Thank you for the response Clark, very much appreciated :thumb:


----------



## haxbyscoobs (Dec 1, 2006)

That looks superb the finish is just so lush
and the reflections too drool over


----------



## Ashtra (Oct 17, 2007)

superb,looks brand new again


----------



## Detail My Ride (Apr 19, 2006)

Very Nice :thumb:

Intrueged as to why you are dressing arches that aren't clean


----------



## JayDee (Jan 12, 2008)

Sh1t hot as always mate.


----------



## DE 1981 (Aug 17, 2007)

What a big ol bus that is top stuff as always clarky


----------



## DE 1981 (Aug 17, 2007)

Gaz W said:


> Very Nice :thumb:
> 
> Intrueged as to why you are dressing arches that aren't clean


Easy to pick holes in other folks work, a tiny wee bit of dirt wow.


----------



## kk1966 (Aug 8, 2007)

Excellent job as always. Stunning finish. :thumb: :buffer:


----------



## Wheelie_Clean (Jun 16, 2007)

A pleasure to read/drool Clark, thanks for sharing.


----------



## GlynRS2 (Jan 21, 2006)

It certainly put up a fight, but succumbed in the end - superb results :thumb:


----------



## Offyourmarks (Jan 4, 2006)

fantastic detail yet again mate. The clarity and depth acheived is only matched by the level of correction. Again another proper and thorough detail that is up there at the top of the pile. the engine shots look great too mate.

another large dollop of inspirational work for the forum!

matt


----------



## Trist (Jun 23, 2006)

Great job :thumb: miles better


----------



## Grizzle (Jul 12, 2006)

Gavb said:


> Easy to pick holes in other folks work, a tiny wee bit of dirt wow.


tongue...ass


----------



## DE 1981 (Aug 17, 2007)

Grizzle said:


> tongue...ass


wtf


----------



## Grizzle (Jul 12, 2006)

a bit of criticisim and ur all defensive i could see if it was you that done the work come on get your head out your ass it was a perfectly valid point!


----------



## DE 1981 (Aug 17, 2007)

Grizzle said:


> a bit of criticisim and ur all defensive i could see if it was you that done the work come on get your head out your ass it was a perfectly valid point!
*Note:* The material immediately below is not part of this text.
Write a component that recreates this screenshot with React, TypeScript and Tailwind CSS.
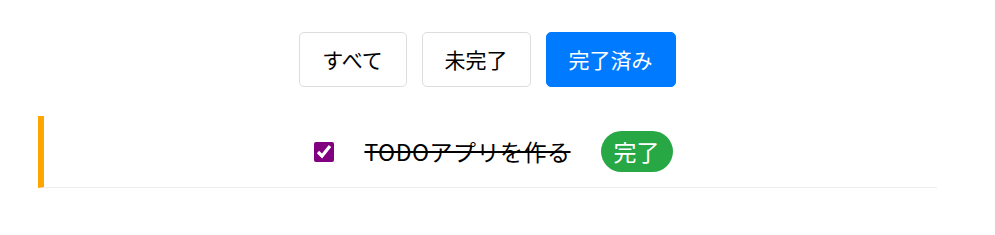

Aye thought as much. TBH i just enjoy clarks write ups and seen his work in the flesh if that means my heads up my **** fine by me. :wall: :wall:


----------



## Grizzle (Jul 12, 2006)

I've seen his work too hold on i cant see my head must be up my ass too the boy had a valid point anyway lets not turn into a pair of arguing homos lol


----------



## DE 1981 (Aug 17, 2007)

Ok fair enough no point falling out, unlike those in your avatar eh


----------



## Grizzle (Jul 12, 2006)

hey hey heeeyy!!!!.... lol


----------



## jedi-knight83 (Aug 11, 2006)

great work.

no HD cleanse again this time?


----------



## Neil_S (Oct 26, 2005)

Awesome work Clark!


----------



## Clark @ PB (Mar 1, 2006)

jedi-knight83 said:


> great work.
> 
> no HD cleanse again this time?


No point mate, if the paint is as good as its going to get after polishing then HDC is a wasted step in our eyes and actually reduces the durability of the wax from what we can see in testing  we havent used HDC after correction for months now.



V12MSM said:


> Excellent work Clark :thumb:
> 
> With regards to the FCP, did it induce micromarring like Powergloss, or did it finish down clear, but just lacking gloss?
> 
> In otherwords, is it effectively just a stronger version of Menz IP?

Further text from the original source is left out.